February 20, 2026 AT 06:27

oh sure, the m1 was revolutionary… until you realized every single pop song from 1993 to 1998 used the exact same damn pad. it’s like the whole decade was a glitch in the matrix.

Michael Williams
Michael Williams

February 21, 2026 AT 20:26

the real revolution wasn’t the gear-it was the internet. without napster, none of this matters. these machines were just props. the real power was in sharing, stealing, remixing. the gear was just the packaging.

Reagan Canaday
Reagan Canaday

February 23, 2026 AT 15:55

funny how everyone says ‘the korg m1 was cheap’-until you try to find one that still works. good luck finding a working screen or a button that doesn’t stick. these things were built like toaster ovens.
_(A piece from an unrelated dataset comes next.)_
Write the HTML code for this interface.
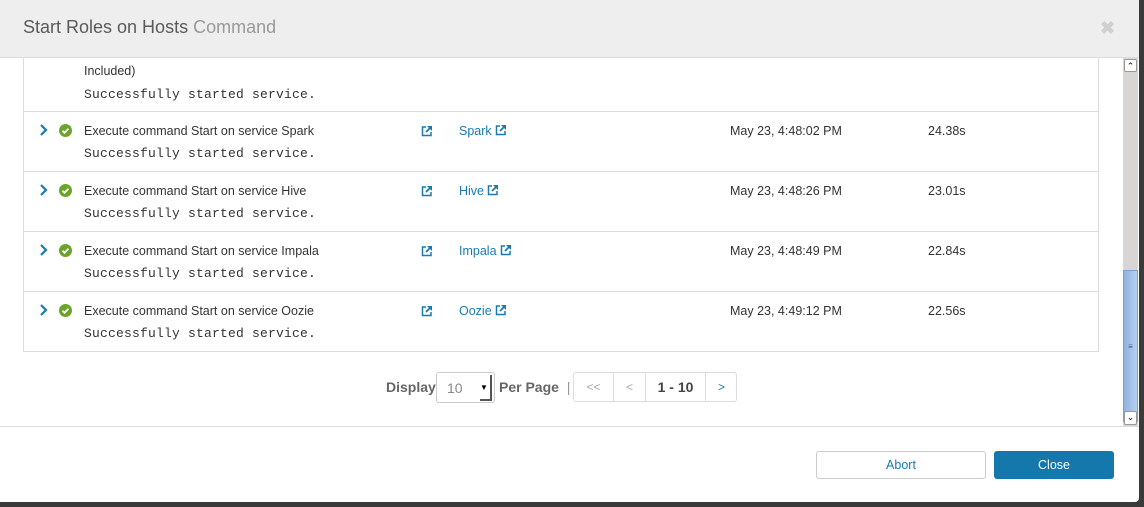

blaze bipodvideoconverterl
blaze bipodvideoconverterl

February 25, 2026 AT 14:51

in my country, we called the akai the ‘sound of resistance’. we used it to sample protest chants and turn them into beats. the government banned the machines once they realized what we were doing. sometimes the most dangerous thing isn’t the message-it’s the tool that carries it

Alexander Brandy
Alexander Brandy

February 25, 2026 AT 20:39

all this nostalgia is dumb. software is better. faster. cheaper. these old boxes were slow, unreliable, and overpriced. stop romanticizing tech that broke every 3 months.

Peter Van Loock
Peter Van Loock

February 27, 2026 AT 03:52

you’re all missing the point. the real reason these machines died? because people forgot how to play them. now everyone just loads a vst and hits ‘randomize’. no skill. no soul. just buttons.

Ivan Coffey
Ivan Coffey

February 27, 2026 AT 12:41

american music stole these sounds and called it innovation. in russia, we had our own samplers, our own synths. no one talks about that. this whole article is a glorified ad for american gear.

Mary Remillard
Mary Remillard

February 28, 2026 AT 22:37

i still have my first m1 patch. it’s just a simple bassline i made when i was 17. i play it every time i feel lost. it reminds me that music doesn’t need to be perfect to be powerful.